The Canadian challenge is the deepest it has been in years, headlined this time, by the veterans of the sport: Malindi Elmore (scratch), Reid Coolsaet and Dylan Wykes facing the young challenge of Evan Esselink, Rory Linkletter, Tristan Woodfine and Kinsey Middleton. Alan Brookes has done a great job with this field.

Meet the Athletes

Let’s meet the contenders shall we! And read to the bottom of the article for my predictions.

On the Canadian women’s side, it should be one of the tightest races in years. Here are the notables:

Kinsey Middleton is based in Boise, Idaho, but has dawned the maple leaf many times before and is the defending champion. Last year, in her debut, Middleton ran a classy race defeating Leslie Sexton in a gutsy race and ran 2:32. This year Middleton will be putting her championship on the line and facing a tough field. Middleton showed fitness recently with a second place at the Eastside 10K. She did set a personal best in the Sun Run this year, running 32:46. Expect Middleton to be in the midst of it this year again.

Leslie Sexton had a marathon breakthrough this year in Prague, running 2:31 for a classy 8th place. Sexton has long been bordering on a break through and this result helped to vault her into the conversation for Tokyo 2020. In order to make the team Sexton will likely have to run faster than her personal best but she is still the class of this Canadian elite field. Expect her to dominate the Canadian race early. Since her marathon in Prague, she has only run race, finishing 3rd at the Eastside 10K.

Dayna Pidhoresky is a serial racer. This year alone, the Vancouver runner has run in 10 elite races with major results in each one. Of note, Pidhoresky finished 6th in the Ottawa Marathon (1st Canadian), 1st in the BMO Vancouver Half, 2nd in the Scotia Half, 2nd in the Canadian Half Championships and has made the rostrum in other races as well. She sports a marathon personal best of 2:36 but is well off her potential as a marathon athlete – I expect a big improvement in this number at STWM.

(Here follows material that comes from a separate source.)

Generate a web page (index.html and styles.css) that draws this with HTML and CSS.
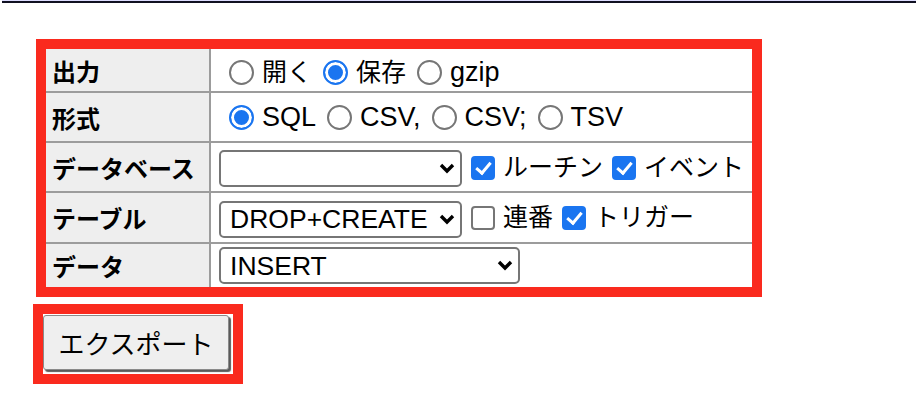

Tarah Korir is an interesting prospect and major wild card in this race because she hasn’t (according to the IAAF) completed a major race since 2017 where she finished 51st in the world championships. We aren’t really sure where her fitness is at, but one this is for sure – she is a fighter, so expect her to be there or thereabouts. Korir sports a marathon best of 2:36 and a half of 1:12.

Emily Setlack is also a very interesting name on this start list. STWM will be Setlack’s 4th marathon, where she will be attempting to improve on her 2:35 from Rotterdam in the spring. Setlack recently ran 1:12 at the Philly half and finished an impressive 3rd Canadian at the Ottawa 10k. With her fitness clearly there, Setlack is certainly in the conversation.

I would be remiss if I didn’t mention other Canadian notables: Kate Bazeley (2:39), Robyn Mildren, and Anne-Marie Comeau

Internationally, on the women’s side, the field is deep but don’t expect a course record. Here are the contenders:

Ruth Chebitok (Kenya) is a 2:23 marathoner and 1:09 half marathoner (set this year). She finished 10th in Tokyo in March and is looking to improve on her 3rd place Toronto performance from last year. In 2018, she also won the Barcelona Marathon and Gold Coast Marathon.

Birukatayit Eshetu (Ethiopia) is also a 2:23 performer with that best set in Houston this year, where she won. Her half marathon best dates back to a race in San Diego in 2017 where she ran 1:10. Her other results this year include an 8th place at the Boston Marathon. In 2018, she won Houston again, finished 2nd in Rotterdam and finished 4th in the Mexico Marathon.

Dibabe Kuma (Ethopia) is also a 2:23 performer, which she ran last year in Slovakia. She has also impressively run 1:06 for the half set this Spring. She won the Hamburg Marathon this April which was closely proceeded by the 1:06 run in Barcelona. Kuma’s brother is also running (previewed below).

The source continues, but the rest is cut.